Prior to making his way back to Printhie, Ed practised as an Industrial Engineer in Sydney and Brisbane. Subsequently, he heads up production at Printhie and is often the handyman on site. Ed’s interest and dedication to the wine industry has seen him hold the position of President of the Orange Region Vigneron’s Association (ORVA) as well as being selected for Winemakers Federation of Australia Future Leaders Program. Currently, Ed sits on the Board of the Australian Grape and Wine Inc (Formerly the Winemakers Federation of Australia) representing small winemakers.
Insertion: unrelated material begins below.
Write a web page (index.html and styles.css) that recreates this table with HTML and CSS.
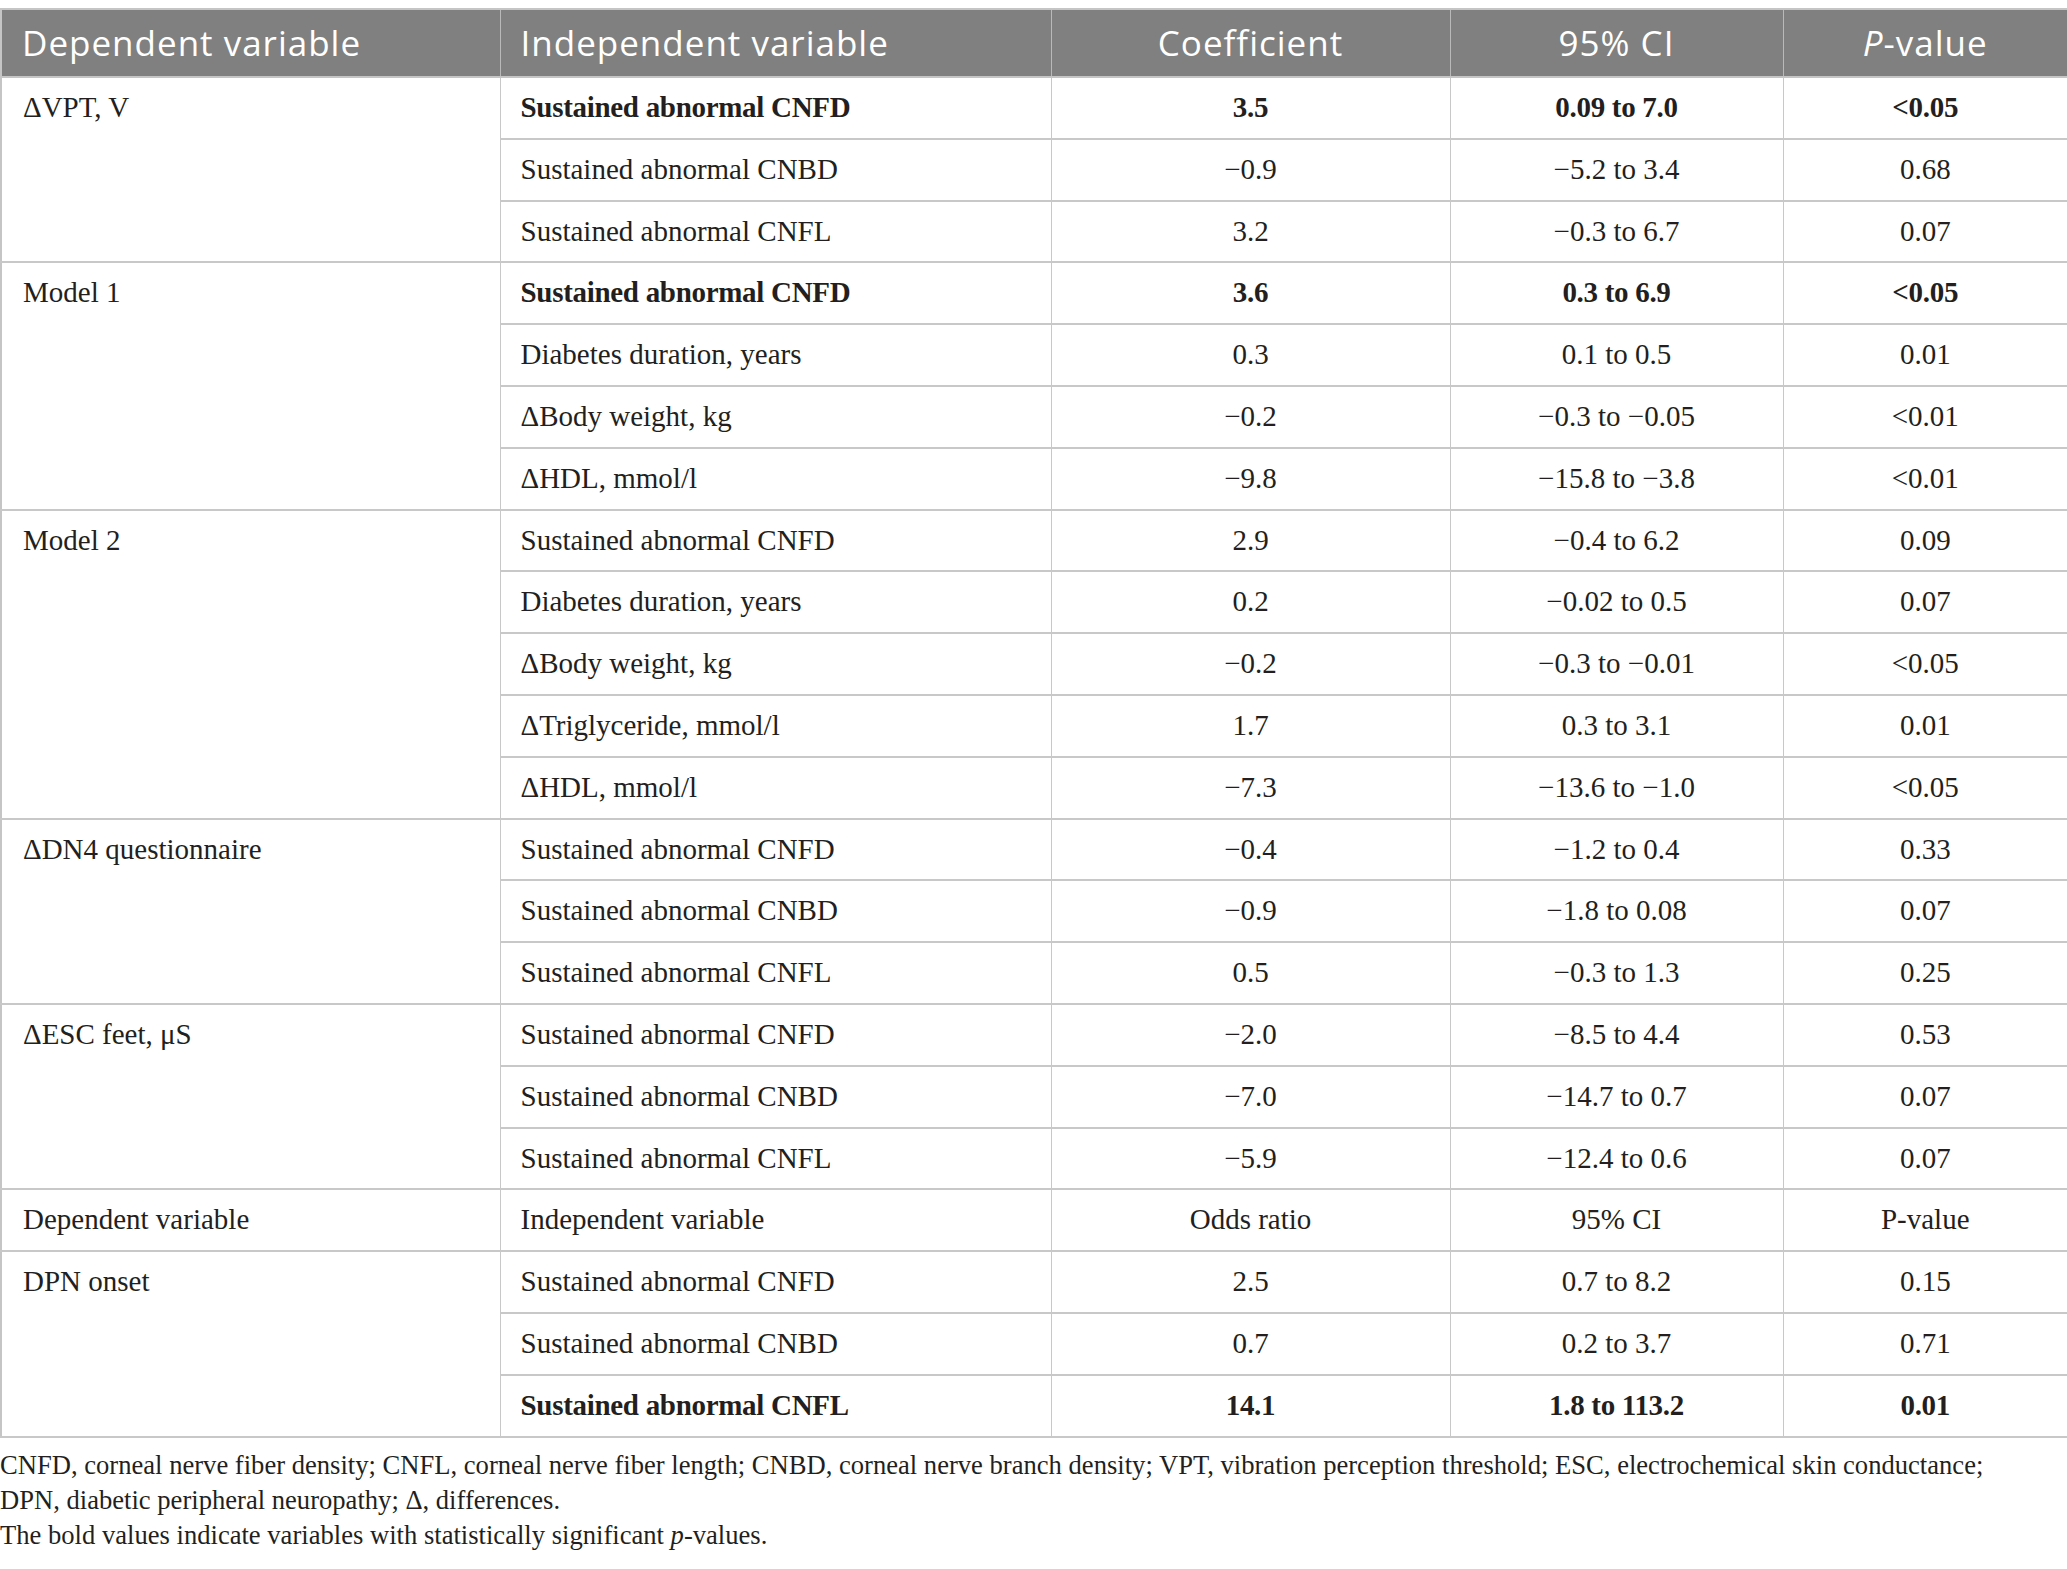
FILE: index.html
```html
<!DOCTYPE html>
<html lang="en">
<head>
  <meta charset="UTF-8">
  <title>Regression table</title>
  <link rel="stylesheet" href="styles.css">
</head>
<body>
  <table class="results">
    <colgroup>
      <col class="c-dep">
      <col class="c-ind">
      <col class="c-coef">
      <col class="c-ci">
      <col class="c-p">
    </colgroup>
    <thead>
      <tr>
        <th class="left">Dependent variable</th>
        <th class="left">Independent variable</th>
        <th>Coefficient</th>
        <th>95% CI</th>
        <th><i>P</i>-value</th>
      </tr>
    </thead>
    <tbody>
      <tr class="sig">
        <td class="group" rowspan="3">ΔVPT, V</td>
        <td class="left">Sustained abnormal CNFD</td><td>3.5</td><td>0.09 to 7.0</td><td>&lt;0.05</td>
      </tr>
      <tr><td class="left">Sustained abnormal CNBD</td><td>−0.9</td><td>−5.2 to 3.4</td><td>0.68</td></tr>
      <tr><td class="left">Sustained abnormal CNFL</td><td>3.2</td><td>−0.3 to 6.7</td><td>0.07</td></tr>

      <tr class="sig">
        <td class="group" rowspan="4">Model 1</td>
        <td class="left">Sustained abnormal CNFD</td><td>3.6</td><td>0.3 to 6.9</td><td>&lt;0.05</td>
      </tr>
      <tr><td class="left">Diabetes duration, years</td><td>0.3</td><td>0.1 to 0.5</td><td>0.01</td></tr>
      <tr><td class="left">ΔBody weight, kg</td><td>−0.2</td><td>−0.3 to −0.05</td><td>&lt;0.01</td></tr>
      <tr><td class="left">ΔHDL, mmol/l</td><td>−9.8</td><td>−15.8 to −3.8</td><td>&lt;0.01</td></tr>

      <tr>
        <td class="group" rowspan="5">Model 2</td>
        <td class="left">Sustained abnormal CNFD</td><td>2.9</td><td>−0.4 to 6.2</td><td>0.09</td>
      </tr>
      <tr><td class="left">Diabetes duration, years</td><td>0.2</td><td>−0.02 to 0.5</td><td>0.07</td></tr>
      <tr><td class="left">ΔBody weight, kg</td><td>−0.2</td><td>−0.3 to −0.01</td><td>&lt;0.05</td></tr>
      <tr><td class="left">ΔTriglyceride, mmol/l</td><td>1.7</td><td>0.3 to 3.1</td><td>0.01</td></tr>
      <tr><td class="left">ΔHDL, mmol/l</td><td>−7.3</td><td>−13.6 to −1.0</td><td>&lt;0.05</td></tr>

      <tr>
        <td class="group" rowspan="3">ΔDN4 questionnaire</td>
        <td class="left">Sustained abnormal CNFD</td><td>−0.4</td><td>−1.2 to 0.4</td><td>0.33</td>
      </tr>
      <tr><td class="left">Sustained abnormal CNBD</td><td>−0.9</td><td>−1.8 to 0.08</td><td>0.07</td></tr>
      <tr><td class="left">Sustained abnormal CNFL</td><td>0.5</td><td>−0.3 to 1.3</td><td>0.25</td></tr>

      <tr>
        <td class="group" rowspan="3">ΔESC feet, μS</td>
        <td class="left">Sustained abnormal CNFD</td><td>−2.0</td><td>−8.5 to 4.4</td><td>0.53</td>
      </tr>
      <tr><td class="left">Sustained abnormal CNBD</td><td>−7.0</td><td>−14.7 to 0.7</td><td>0.07</td></tr>
      <tr><td class="left">Sustained abnormal CNFL</td><td>−5.9</td><td>−12.4 to 0.6</td><td>0.07</td></tr>

      <tr>
        <td class="group">Dependent variable</td>
        <td class="left">Independent variable</td><td>Odds ratio</td><td>95% CI</td><td>P-value</td>
      </tr>

      <tr>
        <td class="group" rowspan="3">DPN onset</td>
        <td class="left">Sustained abnormal CNFD</td><td>2.5</td><td>0.7 to 8.2</td><td>0.15</td>
      </tr>
      <tr><td class="left">Sustained abnormal CNBD</td><td>0.7</td><td>0.2 to 3.7</td><td>0.71</td></tr>
      <tr class="sig"><td class="left">Sustained abnormal CNFL</td><td>14.1</td><td>1.8 to 113.2</td><td>0.01</td></tr>
    </tbody>
  </table>

  <p class="note">
    CNFD, corneal nerve fiber density; CNFL, corneal nerve fiber length; CNBD, corneal nerve branch density; VPT, vibration perception threshold; ESC, electrochemical skin conductance;<br>
    DPN, diabetic peripheral neuropathy; Δ, differences.<br>
    The bold values indicate variables with statistically significant <i>p</i>-values.
  </p>
</body>
</html>
```

FILE: styles.css
```css
body {
  margin: 0;
  padding-top: 8px;
  background: #fff;
  color: #231f20;
  font-family: "Liberation Serif", serif;
}

.results {
  width: 2067px;
  border-collapse: collapse;
  table-layout: fixed;
  border: 2px solid #c5c5c5;
}

.c-dep { width: 499px; }
.c-ind { width: 551px; }
.c-coef { width: 399px; }
.c-ci { width: 333px; }
.c-p { width: 285px; }

.results th {
  background-color: #7f807f;
  color: #fff;
  font-family: "Open Sans", sans-serif;
  font-weight: 400;
  font-size: 35px;
  letter-spacing: 1px;
  line-height: 66px;
  padding: 0 20px;
  text-align: center;
  border: 1px solid #b9b9b9;
  border-bottom: 2px solid #c5c5c5;
}

.results td {
  font-size: 29px;
  line-height: 59.8px;
  padding: 0 20px;
  text-align: center;
  white-space: nowrap;
  border-top: 2px solid #c8c8c8;
  border-bottom: 2px solid #c8c8c8;
  border-left: 1px solid #c8c8c8;
  border-right: 1px solid #c8c8c8;
}

.results th.left,
.results td.left {
  text-align: left;
}

.results td.group {
  text-align: left;
  vertical-align: top;
  padding-left: 21px;
}

.results tr.sig td:not(.group) {
  font-weight: bold;
  letter-spacing: -0.3px;
}

.note {
  margin: 10px 0 0;
  font-size: 26.6px;
  line-height: 35px;
}
```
Like elder brother Ed, Dave began a career outside the business working as a graphic designer in Sydney. Having always had a desire to return to a farming background the move back to Orange was a welcome one bringing with him skills that would prove invaluable. Beyond his role as sales manager, Dave is also responsible for the Printhie vineyards. Having grown up on the Printhie property, Dave knows the soil and vines intimately and makes it his mission to ensure the vineyard is in top-notch order.
Drew began the path to winemaking in 1993, working as a cellar rat (vintage cellar worker) at the famous Brokenwood estate in the Hunter Valley. Completely hooked on winemaking by this stage, he gave up his career as a graphic designer and studied winemaking at the University of Adelaide. After four years in Adelaide and seven in Mudgee NSW, Drew moved to Printhie in 2008. Drew was awarded the 1999 Negociants Australia Working With Wine Fellowship and has travelled extensively throughout Europe, California and Australia visiting important wine producers.
Starting out in the advertising industry in 1998, Emily worked in Sydney for Saatchi & Saatchi before focussing on brand and marketing management for corporate organisations in the agribusiness and utility sectors. Emily brings a wealth of experience to Printhie and is excited to work with a product that she is passionate about.
Jack’s passion for cooking was ignited after spending his high school years growing up in Singapore where food had a big impact on his life.
Originally from Melbourne, Jack made his home in Sydney and has worked with some of Sydney’s finest chefs including working alongside Jacqui Challinor at Nomad and most recently with Brian Geraghty at the iconic Berowra Waters Inn. Jack’s passion for the provenance of food is evident in every plate he creates.